The OFI Seed Fund supports ocean-related projects that offer high potential for innovation success.
Photo: Submitted

While the funding isn’t large — typically ranging between $10,000 and $15,000 — it will help early-stage projects get started.

Funds can be used to conduct feasibility studies or develop prototypes, undertake pilot studies, collect and analyze early stage data and validate new research methodologies or approaches.

‘Ocean of opportunity’

“The criteria are broad, and we did that on purpose,” said Dr. Marlon Lewis, OFI’s scientific director. “We want to encourage innovative ideas that help us better understand the issues that challenge the ocean while we also seek solutions that generate economic and social benefits from all the ocean has to offer.
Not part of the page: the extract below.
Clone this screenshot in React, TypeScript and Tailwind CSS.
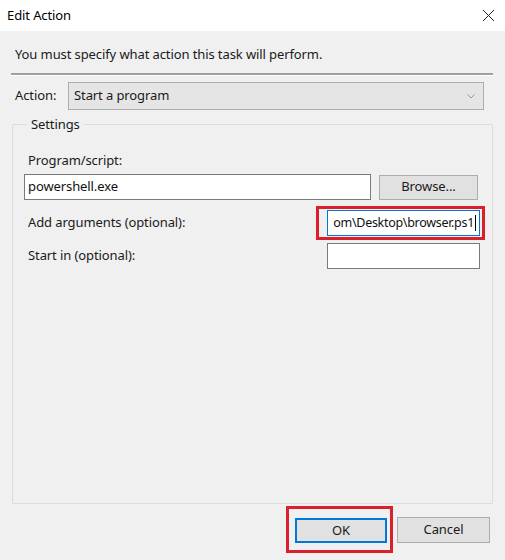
import React from "react";

const font = { fontFamily: '"Noto Sans", "Open Sans", sans-serif' };

function TextBox({ value, className }: { value?: string; className: string }) {
  return (
    <div
      className={`h-[26px] bg-white border border-[#7a7a7a] flex items-center px-[3px] text-[13px] text-[#111] overflow-hidden whitespace-nowrap ${className}`}
    >
      {value}
    </div>
  );
}

export default function App() {
  return (
    <div className="w-[505px] h-[560px] bg-[#f0f0f0] flex flex-col text-[#1a1a1a] tracking-[-0.1px]" style={font}>
      {/* title bar */}
      <div className="h-[31px] bg-white flex items-center justify-between pl-[7px] pr-[10px] shrink-0">
        <span className="text-[13px] text-black">Edit Action</span>
        <svg width="13" height="13" viewBox="0 0 13 13" className="text-[#222]">
          <path d="M1 1 L12 12 M12 1 L1 12" stroke="currentColor" strokeWidth="1" fill="none" />
        </svg>
      </div>

      <div className="px-[11px] pt-[14px] flex flex-col">
        <p className="pl-[4px] text-[13px] leading-[18px]">You must specify what action this task will perform.</p>
        <div className="mt-[10px] border-t-2 border-[#a0a0a0] border-b border-b-white w-[482px]" />

        <div className="mt-[6px] flex items-center">
          <span className="pl-[4px] w-[57px] text-[13px]">Action:</span>
          <div className="w-[416px] h-[28px] bg-[#e5e5e5] border border-[#adadad] flex items-center justify-between pl-[5px] pr-[8px] text-[13px]">
            <span>Start a program</span>
            <svg width="8" height="5" viewBox="0 0 8 5">
              <path d="M0.5 0.5 L4 4 L7.5 0.5" stroke="#9a9a9a" strokeWidth="1" fill="none" />
            </svg>
          </div>
        </div>

        <fieldset className="mt-[6px] ml-[1px] w-[481px] h-[388px] border border-[#dcdcdc] rounded-[1px] px-[11px] pb-0 pt-0 m-0">
          <legend className="ml-[3px] px-[4px] text-[13px] leading-[16px]">Settings</legend>
          <div className="flex flex-col">
            <span className="mt-[19px] pl-[4px] text-[13px] leading-[18px]">Program/script:</span>
            <div className="mt-[5px] flex items-center">
              <TextBox value="powershell.exe" className="w-[347px] h-[25px]" />
              <button className="ml-[8px] w-[99px] h-[25px] bg-[#e1e1e1] border border-[#adadad] text-[13px]">
                Browse...
              </button>
            </div>
            <div className="mt-[10px] flex items-center justify-between h-[26px]">
              <span className="pl-[4px] text-[13px]">Add arguments (optional):</span>
              <div className="relative mr-[1px]">
                <div className="w-[153px] h-[26px] bg-white border border-[#0078d7] flex items-center justify-end pr-[3px] text-[12.5px] tracking-[-0.3px] text-[#111] whitespace-nowrap">
                  <span>om\Desktop\browser.ps1</span>
                  <span className="w-px h-[16px] bg-black ml-px" />
                </div>
                <div className="absolute -left-[11px] -right-[5px] -top-[4px] -bottom-[4px] border-[3px] border-[#d9202c]" />
              </div>
            </div>
            <div className="mt-[7px] flex items-center justify-between">
              <span className="pl-[4px] text-[13px]">Start in (optional):</span>
              <TextBox className="w-[153px] h-[25px] mr-[1px]" />
            </div>
          </div>
        </fieldset>

        <div className="mt-[13px] flex justify-end pr-[4px] gap-[10px]">
          <div className="relative">
            <button className="w-[92px] h-[25px] bg-[#e1e1e1] border-2 border-[#0078d7] text-[13px]">OK</button>
            <div className="absolute -left-[9px] -right-[6px] -top-[11px] -bottom-[10px] border-[3px] border-[#d9202c]" />
          </div>
          <button className="w-[93px] h-[26px] bg-[#e1e1e1] border border-[#adadad] text-[13px]">Cancel</button>
        </div>
      </div>
    </div>
  );
}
“There’s an ocean of opportunity out there, and we want to encourage research projects that tap that potential. As the saying goes, good things come in small packages, and through OFI’s investment, we give these creative ideas, a chance to grow.”

Grassroots support

The OFI Seed Fund is available to students, faculty and staff at Memorial University and Dalhousie University. Projects that receive financing must be completed within 12 months.

“That, too, was done on purpose,” said Dr. Paul Snelgrove, OFI’s associate scientific director. “As lead partners in OFI, Dalhousie and Memorial wanted to support concepts at the grassroots level, backing ideas created by those who work or study at our post-secondary schools. The 12-month timeframe means projects can be done within an academic year, playing a key role in driving student success.

“The program will initially fund a small number of seed projects,” added Dr. Snelgrove. “But we hope those seeds will bear fruit in catalyzing larger projects, allowing us to eventually expand the program.”